Now, WHO and ECDC are targeting clinicians in their efforts to stem the measles tide, finding them both part of the problem and the likeliest hope of a solution.

"Providers hold the information parents want," said Robb Butler, a WHO technical officer developing communications strategies for increasing uptake of measles, mumps, and rubella vaccine (MMR) in Europe. "They’re also agents of change. But having information and being agents of change require different skills." The latter, he said, "is the piece that may be missing at the moment."

Writing in the journal Eurosurveillance late last month, Dr. Pier Luigi Lopalco, head of the ECDC’s vaccine-preventable diseases program, and ECDC director Marc Sprenger made a case that pediatricians and family practice physicians made up "the backbone" of MMR programs in the EU (Euro. Surveill. 2011;16:pii 19979). They also cited a study that found clinicians to be more trusted sources of vaccination information than governments (Vaccine 2010;28:4235-48). And yet clinicians, they argued, weren’t advocating effectively for vaccination.

In their editorial, Dr. Lopalco and Dr. Sprenger cited a 10-year old study from France’s public health agency suggesting that a significant minority of French family doctors were not, in fact, strongly supportive of MMR vaccinations; this message, they surmised, may have rubbed off in recent years. However, they also cited a more recent U.K. study in which clinicians who delivered pro-vaccination messages too stridently were questioned by patients about their motives (BMC Public Health 2007;7:42), suggesting that the problem was more complex.

Mr. Butler said that clinicians aren’t always natural communicators and that fast improvement on this front will be essential to meeting vaccination coverage goals.

"For the most part, it’s not about providers being convinced," he said. "It’s about how to better package the message." Often, clinicians and other health care workers find themselves too busy, he said, to engage in the type of dialogue that is needed to increase uptake among the 5%-20% of people reluctant to vaccinate.

Clinicians "can put things in technical terms expertly, and can sit in workshops and tell you every last thing about the safety of the MMR vaccines," Mr. Butler said, but something may not be translating in the clinic.

Mr. Butler said that that WHO’s efforts to engage physicians are part of a revamping of its approach to MMR outreach that focuses less on broadly informing the general population and more on pinpointing areas where the message hasn’t penetrated. "We’ll never reach the goal of measles elimination with traditional information campaigns alone," he said.

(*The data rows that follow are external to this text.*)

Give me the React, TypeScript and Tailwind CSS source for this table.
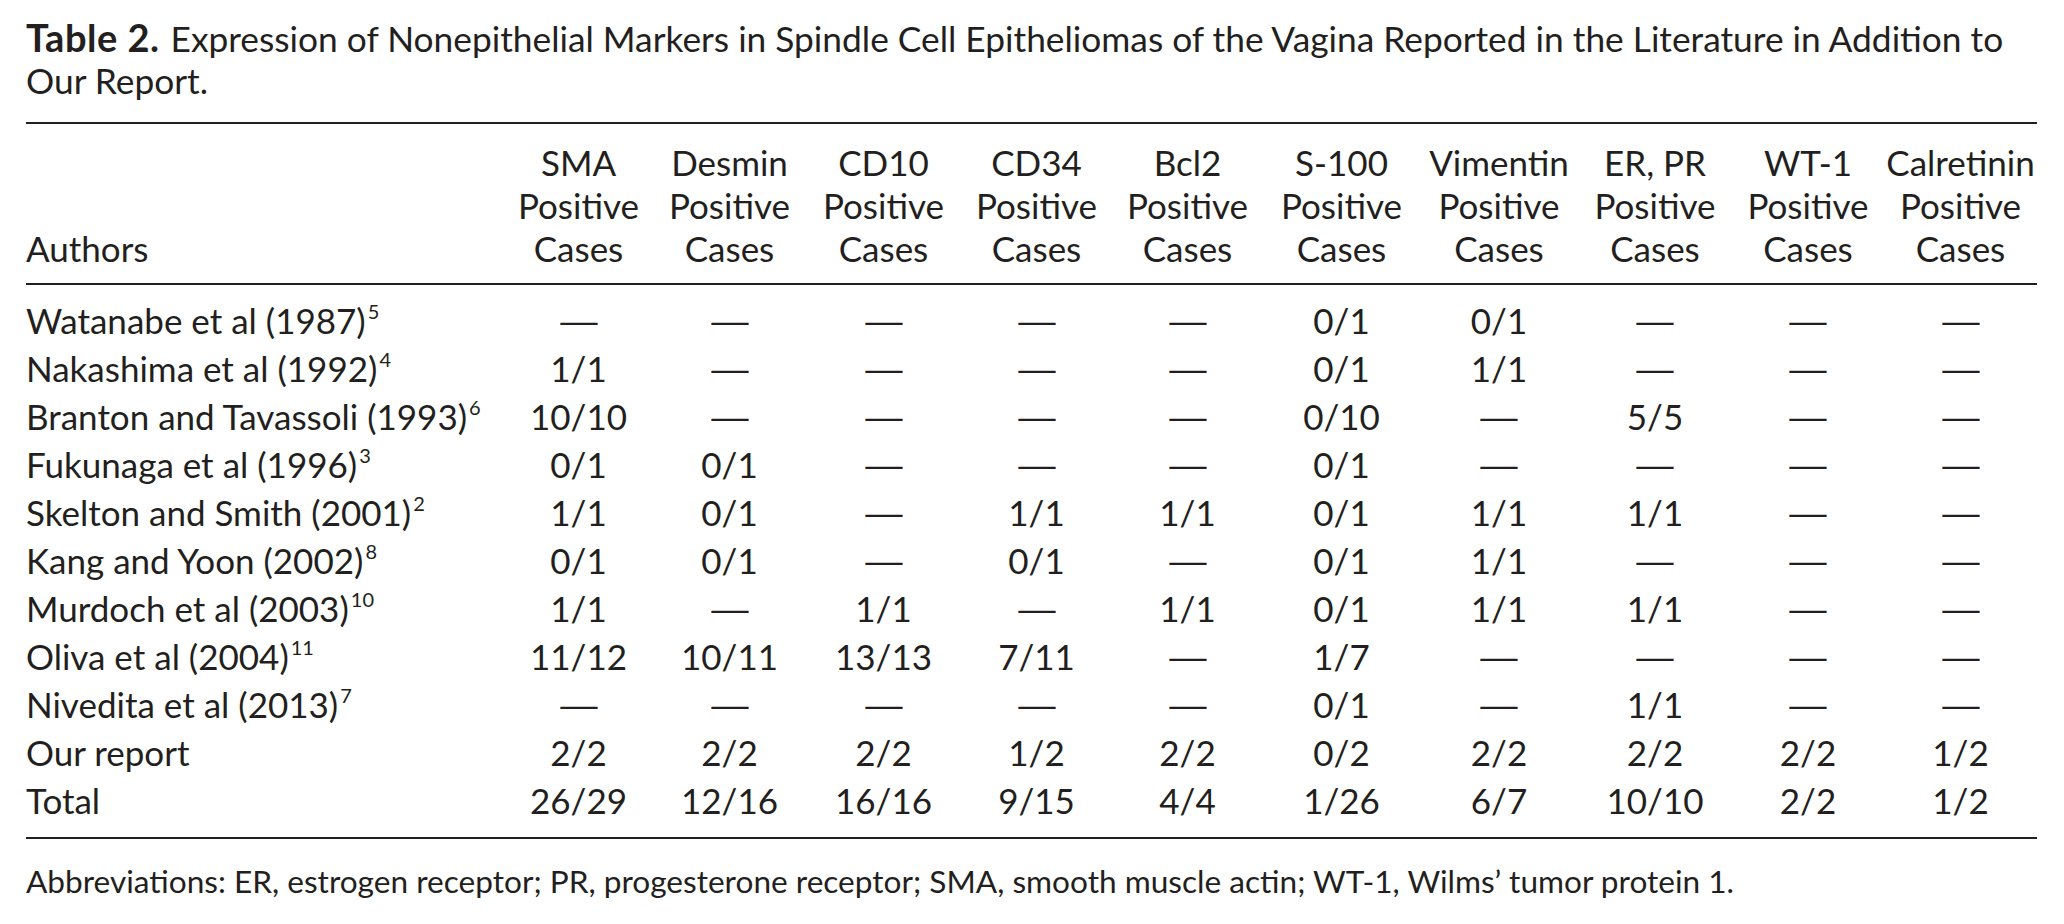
const cols = ["SMA", "Desmin", "CD10", "CD34", "Bcl2", "S-100", "Vimentin", "ER, PR", "WT-1", "Calretinin"];

const rows: { name: string; ref?: string; cells: string[] }[] = [
  { name: "Watanabe et al (1987)", ref: "5", cells: ["—", "—", "—", "—", "—", "0/1", "0/1", "—", "—", "—"] },
  { name: "Nakashima et al (1992)", ref: "4", cells: ["1/1", "—", "—", "—", "—", "0/1", "1/1", "—", "—", "—"] },
  { name: "Branton and Tavassoli (1993)", ref: "6", cells: ["10/10", "—", "—", "—", "—", "0/10", "—", "5/5", "—", "—"] },
  { name: "Fukunaga et al (1996)", ref: "3", cells: ["0/1", "0/1", "—", "—", "—", "0/1", "—", "—", "—", "—"] },
  { name: "Skelton and Smith (2001)", ref: "2", cells: ["1/1", "0/1", "—", "1/1", "1/1", "0/1", "1/1", "1/1", "—", "—"] },
  { name: "Kang and Yoon (2002)", ref: "8", cells: ["0/1", "0/1", "—", "0/1", "—", "0/1", "1/1", "—", "—", "—"] },
  { name: "Murdoch et al (2003)", ref: "10", cells: ["1/1", "—", "1/1", "—", "1/1", "0/1", "1/1", "1/1", "—", "—"] },
  { name: "Oliva et al (2004)", ref: "11", cells: ["11/12", "10/11", "13/13", "7/11", "—", "1/7", "—", "—", "—", "—"] },
  { name: "Nivedita et al (2013)", ref: "7", cells: ["—", "—", "—", "—", "—", "0/1", "—", "1/1", "—", "—"] },
  { name: "Our report", cells: ["2/2", "2/2", "2/2", "1/2", "2/2", "0/2", "2/2", "2/2", "2/2", "1/2"] },
  { name: "Total", cells: ["26/29", "12/16", "16/16", "9/15", "4/4", "1/26", "6/7", "10/10", "2/2", "1/2"] },
];

const grid = "grid grid-cols-[478px_149px_153px_155px_151px_151px_157px_158px_154px_152px_153px]";

function Cell({ v }: { v: string }) {
  if (v === "—") {
    return (
      <div className="text-center">
        <span className="inline-block scale-x-[1.6]">—</span>
      </div>
    );
  }
  return <div className="text-center">{v}</div>;
}

export default function App() {
  return (
    <div className="w-[2064px] h-[924px] bg-white pl-[26px] pr-[27px] pt-[16px] text-[#231f20] font-['Lato','Liberation_Sans',sans-serif]">
      {/* caption */}
      <div className="text-[35.3px] leading-[42px]">
        <div className="flex items-baseline whitespace-nowrap">
          <span className="font-bold text-[38px] tracking-[0.5px]">Table 2.</span>
          <span className="ml-[11px]">
            Expression of Nonepithelial Markers in Spindle Cell Epitheliomas of the Vagina Reported in the Literature in Addition to
          </span>
        </div>
        <div>Our Report.</div>
      </div>

      <div className="mt-[20px] h-[2px] bg-[#231f20]"></div>

      {/* header */}
      <div className={`${grid} items-end pt-[17px] pb-[13px] text-[35px] leading-[43px]`}>
        <div>Authors</div>
        {cols.map((c) => (
          <div key={c} className="flex flex-col items-center">
            <span className="whitespace-nowrap">{c}</span>
            <span>Positive</span>
            <span>Cases</span>
          </div>
        ))}
      </div>

      <div className="h-[2px] bg-[#231f20]"></div>

      {/* body */}
      <div className="pt-[11px] pb-[13px] text-[35px] leading-[48px]">
        {rows.map((r) => (
          <div key={r.name} className={grid}>
            <div className="whitespace-nowrap">
              {r.name}
              {r.ref && <sup className="text-[20px] -top-[15px] ml-[2px]">{r.ref}</sup>}
            </div>
            {r.cells.map((v, i) => (
              <Cell key={i} v={v} />
            ))}
          </div>
        ))}
      </div>

      <div className="h-[2px] bg-[#231f20]"></div>

      <p className="mt-[22px] text-[31.6px] leading-[40px]">
        Abbreviations: ER, estrogen receptor; PR, progesterone receptor; SMA, smooth muscle actin; WT-1, Wilms’ tumor protein 1.
      </p>
    </div>
  );
}
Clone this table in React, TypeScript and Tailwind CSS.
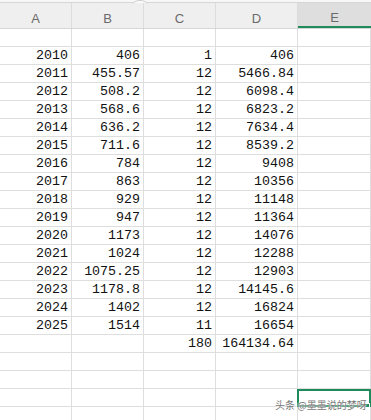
const COLS = [
  { key: 'A', w: 'w-[72px]' },
  { key: 'B', w: 'w-[72px]' },
  { key: 'C', w: 'w-[72px]' },
  { key: 'D', w: 'w-[82px]' },
  { key: 'E', w: 'w-[73px]' },
];

const ROWS: string[][] = [
  ['', '', '', '', ''],
  ['2010', '406', '1', '406', ''],
  ['2011', '455.57', '12', '5466.84', ''],
  ['2012', '508.2', '12', '6098.4', ''],
  ['2013', '568.6', '12', '6823.2', ''],
  ['2014', '636.2', '12', '7634.4', ''],
  ['2015', '711.6', '12', '8539.2', ''],
  ['2016', '784', '12', '9408', ''],
  ['2017', '863', '12', '10356', ''],
  ['2018', '929', '12', '11148', ''],
  ['2019', '947', '12', '11364', ''],
  ['2020', '1173', '12', '14076', ''],
  ['2021', '1024', '12', '12288', ''],
  ['2022', '1075.25', '12', '12903', ''],
  ['2023', '1178.8', '12', '14145.6', ''],
  ['2024', '1402', '12', '16824', ''],
  ['2025', '1514', '11', '16654', ''],
  ['', '', '180', '164134.64', ''],
  ['', '', '', '', ''],
  ['', '', '', '', ''],
  ['', '', '', '', ''],
  ['', '', '', '', ''],
];

export default function App() {
  return (
    <div className="relative w-[371px] h-[420px] overflow-hidden bg-white">
      {/* top strip */}
      <div className="h-[2px] bg-[#f7f7f7]" />

      {/* column headers */}
      <div className="flex h-[27px] border-t border-b border-[#d6d6d6] bg-[#efefef]">
        {COLS.map((c) => (
          <div
            key={c.key}
            className={`${c.w} shrink-0 flex items-center justify-center pt-[6px] border-r border-[#dcdcdc] text-[13px] text-[#6a6a6a] font-['Liberation_Sans',sans-serif] ${
              c.key === 'E' ? 'bg-[#dedede] border-b-2 border-b-[#1f8a5a] border-r-0' : ''
            }`}
          >
            {c.key}
          </div>
        ))}
      </div>

      {/* little scroll marker */}
      <svg className="absolute left-[132px] top-0" width="16" height="4" viewBox="0 0 16 4">
        <path d="M0 3 L6 0.5 L10 0.5 L16 3" fill="#fafafa" stroke="#d0d0d0" strokeWidth="1" />
      </svg>

      {/* cells */}
      <div className="flex flex-col">
        {ROWS.map((row, i) => (
          <div key={i} className="flex h-[18px] shrink-0">
            {row.map((v, j) => (
              <div
                key={j}
                className={`${COLS[j].w} shrink-0 h-full border-r border-b border-[#dedede] flex items-center justify-end pr-[3px] pt-[1px] text-[13.3px] leading-none text-[#111] font-['Liberation_Mono',monospace]`}
              >
                {v}
              </div>
            ))}
          </div>
        ))}
      </div>

      {/* selected cell E */}
      <div className="absolute left-[297px] top-[389px] w-[74px] h-[18px] border-2 border-[#1f8a5a]" />
      <div className="absolute left-[364px] top-[403px] w-[6px] h-[5px] bg-[#1f8a5a] border border-white" />

      {/* watermark */}
      <div className="absolute left-[275px] top-[400px] whitespace-nowrap text-[10px] leading-none text-[#777] font-['Noto_Sans_CJK_SC',sans-serif] [text-shadow:0_0_2px_#fff,0_0_2px_#fff]">
        头条 @墨墨说的梦呀
      </div>
    </div>
  );
}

One of WHO’s new communications strategies for MMR involves using the Internet and social media to identify physicians skeptical of MMR or who have trouble encouraging uptake, and to engage them, Mr. Butler said. "We’re bringing provider focus into the spotlight," he said. "But it’s crucial that we now act upon it, to be a voice for them, and to talk to them about their barriers and their concerns."

So far WHO’s new-media strategies have been aimed at English- and Russian-speaking communities. Mr. Butler also said that his WHO team, along with representatives from ECDC, is planning a mission to France this year, he said, to talk about novel communications strategies there for MMR, including clinician concerns.

"Editorials are good and well," Mr. Butler said. "But now we need their side of the story."